What you should know about resistive training
We’ve had many conversations about the importance of maintaining your health. You know that I am a big advocate of doing all that you can to get in the best shape you can be in, because of what it means for your health and quality of life. It’s a well-documented fact that exercise matters.
Unfortunately, far too many of us are either sitting in front of the computers, using our smartphones and tablets to text and watch movies, or we’re sitting in a chair watching the television. That’s taking up time that should be spent going for walks, riding bikes, playing sports or participating in any of a variety of activities that help keep us in shape.
The problem is that sitting around and not keeping active can have serious results. Research has proven that physical inactivity is the second leading preventable cause of death in the U.S., and that’s a big reason behind why I am always talking with you about getting moving and doing what you can to stay active. Achieving your best outcomes offers many options. One of those options is resistive, or resistance, training.
I’m willing to bet you have heard of different types of resistive training, but you’ve heard of it referred to in a variety of different terms. So, what is it? Resistive training is any exercise that causes the muscles to contract against some kind of external resistance. The idea is it works to increase your strength, tone and, in many cases, your endurance.
The external resistance can come in many forms. It can be weights, rubber exercise tubing, bottles of water, cans of food from your pantry, a bag of onions or potatoes, and even using your own body weight while sitting in a chair. It really just requires causing your muscles to contract with the appropriate exercises for the form of resistance that you are using.
Why should you do resistive training? A big plus is that regardless of the season, you can do resistive training and benefit from it. And there are many benefits. Once we reach the age of 30, we start losing muscle, which is so important to mobility and overall health.

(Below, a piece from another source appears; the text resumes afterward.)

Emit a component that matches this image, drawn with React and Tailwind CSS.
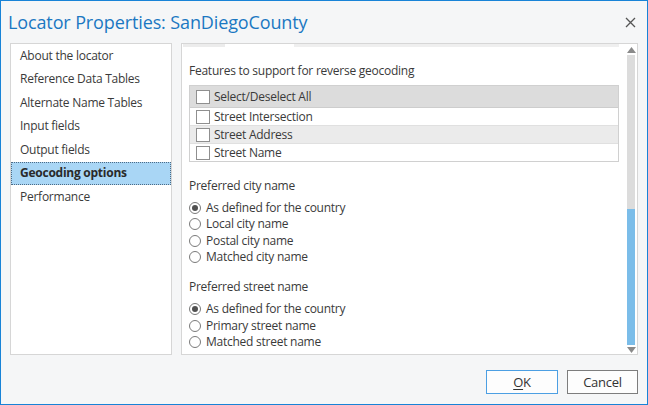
import React from "react";

const navItems = [
  "About the locator",
  "Reference Data Tables",
  "Alternate Name Tables",
  "Input fields",
  "Output fields",
  "Geocoding options",
  "Performance",
];

function Check() {
  return <div className="w-[14px] h-[14px] border border-[#8f8f8f] bg-white shrink-0" />;
}

function Radio({ checked, label }) {
  return (
    <div className="h-[16.3px] flex items-center gap-[5px]">
      <div className="w-[12px] h-[12px] rounded-full border border-[#7a7a7a] bg-white flex items-center justify-center shrink-0">
        {checked && <div className="w-[6px] h-[6px] rounded-full bg-[#505050]" />}
      </div>
      <span className="leading-[16px]">{label}</span>
    </div>
  );
}

export default function App() {
  return (
    <div className="w-[648px] h-[405px] bg-[#f5f6f7] border border-[#1883d7] flex flex-col text-[12px] tracking-[-0.25px] text-[#3a3a3a] font-['Open_Sans',sans-serif] overflow-hidden">
      {/* Title bar */}
      <div className="h-[42px] shrink-0 flex items-center justify-between pl-[7px] pr-[10px]">
        <span className="text-[18px] tracking-[-0.12px] font-normal text-[#1b78c2] leading-[24px]">Locator Properties: SanDiegoCounty</span>
        <svg width="11" height="11" viewBox="0 0 11 11" className="mr-[1px]">
          <path d="M1 1 L10 10 M10 1 L1 10" stroke="#555" strokeWidth="1.3" />
        </svg>
      </div>

      {/* Panels */}
      <div className="h-[312px] shrink-0 flex gap-[9px] px-[9px]">
        {/* Left nav */}
        <div className="w-[162px] bg-white border border-[#d6d6d6] flex flex-col">
          {navItems.map((item) =>
            item === "Geocoding options" ? (
              <div
                key={item}
                className="h-[23.5px] flex items-center pl-[8px] bg-[#a9d6f5] border border-dotted border-[#4d6b85] font-bold text-[#2a2a2a]"
              >
                {item}
              </div>
            ) : (
              <div key={item} className="h-[23.5px] flex items-center pl-[9px]">
                {item}
              </div>
            )
          )}
        </div>

        {/* Right content */}
        <div className="flex-1 bg-white border border-[#d6d6d6] flex">
          <div className="flex-1 flex flex-col pl-[7px] pr-[4px]">
            <div className="h-[3px] flex -ml-[6px]">
              <div className="w-[42px] bg-[#ececec]" />
              <div className="w-[69px] bg-white" />
              <div className="flex-1 bg-[#efefef]" />
            </div>
            <div className="mt-[16px] leading-[16px]">Features to support for reverse geocoding</div>

            <div className="mt-[6px] border border-[#d0d0d0] flex flex-col">
              <div className="h-[22px] bg-[#dcdcdc] border-b border-[#cdcdcd] flex items-center pl-[6px] gap-[4px]">
                <Check />
                <span>Select/Deselect All</span>
              </div>
              <div className="h-[18px] bg-white border-b border-[#e0e0e0] flex items-center pl-[6px] gap-[4px]">
                <Check />
                <span>Street Intersection</span>
              </div>
              <div className="h-[18px] bg-[#ebebeb] border-b border-[#e0e0e0] flex items-center pl-[6px] gap-[4px]">
                <Check />
                <span>Street Address</span>
              </div>
              <div className="h-[17px] bg-white flex items-center pl-[6px] gap-[4px]">
                <Check />
                <span>Street Name</span>
              </div>
            </div>

            <div className="mt-[16px] leading-[16px]">Preferred city name</div>
            <div className="mt-[6px] flex flex-col">
              <Radio checked label="As defined for the country" />
              <Radio label="Local city name" />
              <Radio label="Postal city name" />
              <Radio label="Matched city name" />
            </div>

            <div className="mt-[14px] leading-[16px]">Preferred street name</div>
            <div className="mt-[6px] flex flex-col">
              <Radio checked label="As defined for the country" />
              <Radio label="Primary street name" />
              <Radio label="Matched street name" />
            </div>
          </div>

          {/* Scrollbar */}
          <div className="w-[14px] flex flex-col items-center pt-[3px] pb-[1px] pl-[2px]">
            <svg width="9" height="6" viewBox="0 0 9 6">
              <path d="M4.5 0 L9 6 L0 6 Z" fill="#8a8a8a" />
            </svg>
            <div className="mt-[2px] w-[8px] flex-1 bg-[#dcdcdc] flex flex-col justify-end">
              <div className="h-[136px] bg-[#7bbde9]" />
            </div>
            <svg width="9" height="6" viewBox="0 0 9 6" className="mt-[2px]">
              <path d="M0 0 L9 0 L4.5 6 Z" fill="#8a8a8a" />
            </svg>
          </div>
        </div>
      </div>

      {/* Footer */}
      <div className="flex-1 flex justify-end items-start pt-[15px] pr-[9px] gap-[9px]">
        <button className="w-[72px] h-[24px] border border-[#4c9fe3] bg-[#fdfdfd] text-[13px] text-[#333] leading-none">
          <span className="underline underline-offset-2">O</span>K
        </button>
        <button className="w-[71px] h-[24px] border border-[#7d7d7d] bg-[#fdfdfd] text-[13px] text-[#333] leading-none">
          Cancel
        </button>
      </div>
    </div>
  );
}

Resistive training not only can slow this process down, it can build your muscle mass, and with muscle mass comes strength. Added strength can lead to fewer falls for us of a certain age, so the benefit here is quite significant.
Another key benefit is that resistive training has been shown to build bone. This is important to all of us as we age and is particularly important to those who must deal with the bone loss that comes from osteoporosis.
Resistive training can also raise your metabolic rate. Maintaining your body weight and not falling prone to the weight gain that can result from a slowing metabolism is important for your overall health, including your heart health.
I also want to dispel a big myth before we go further. People often think that once you reach a certain age, it’s too late to start exercising and get real benefits. This should dispel that misinformation. A study was done of men and women with an average age of 87. They lifted weights three times a week for 10 weeks. The results? Their strength increased 113 percent. Enough said.
Resistance training has really become popular over the last 10 years or so because so much has been written about it, and there has been so much research showing the many benefits it provides. It might interest you to know that the governing body for exercise in the U.S., the American College of Sports Medicine includes resistance training in its recommendations for everyone.
I think you get the picture. A few things before you decide to get involved in resistive training: The first thing you have to do is make an appointment to see your medical professional. Once you’ve made your appointment, do a little prep. Make a list of medication and any supplements you may be taking.
Add some other information, too. Write down a complete list of any health issues, any new developments you may be dealing with involving your health, talk about your mobility and any challenges you have there, as well as any challenges you believe impact how you feel.
How’s your balance? Are you prone to falls? Do you ride a bike? Do you play any sport? Do you garden? If you use a walker or have other mobility challenges, do you find you are still able to engage in activities? If so, what are those?
Make sure you let your doctor know if there has been any change in your health. Were you recently ill? Make sure you write down and share every detail with your doctor. All of this information is very important to better enable your doctor to get a clear picture of your particular situation.
Your doctor may also perform an exam as part of the assessment and combine those findings with your records and all of the information you have shared, to give you the best possible advice.
You need a plan that puts a program in place to make progress in a way that works for your particular situation. There are gyms that offer a variety of machines and exercise classes. You might also be interested in private, one-on-one trainers.
Talk to your doctor about what makes sense for you. Depending on your personal needs, your doctor may recommend you participate in a program offered by some physical therapists, like the one we have here at Tidewater.
The programs take different forms. We set up these group programs to make them accessible and safe. The planned program involves a series of activities with the supervision of trained professionals. They provide a secure environment and the expertise and knowledge that makes sure you are doing the planned program properly, so you get the benefits you need. At the same time, it’s a great social opportunity, so it’s a real win-win.
One final thought. I want to keep talking together about what you can do to make life healthier and better. Commit to yourself. Make a deal with yourself that you’re not going to make any excuses and you are ready to commit to changes for a fitter, healthier you. What could possibly matter more than better health and the better quality of life that comes with it?
I’m going to be right here with you to keep working on moving forward. Getting the most out of each day and feeling better is what I want for you. Fair warning: You know that I’m not going to stop talking about it with you, because I believe you can make progress and I want to help you get the very best quality of life you can achieve.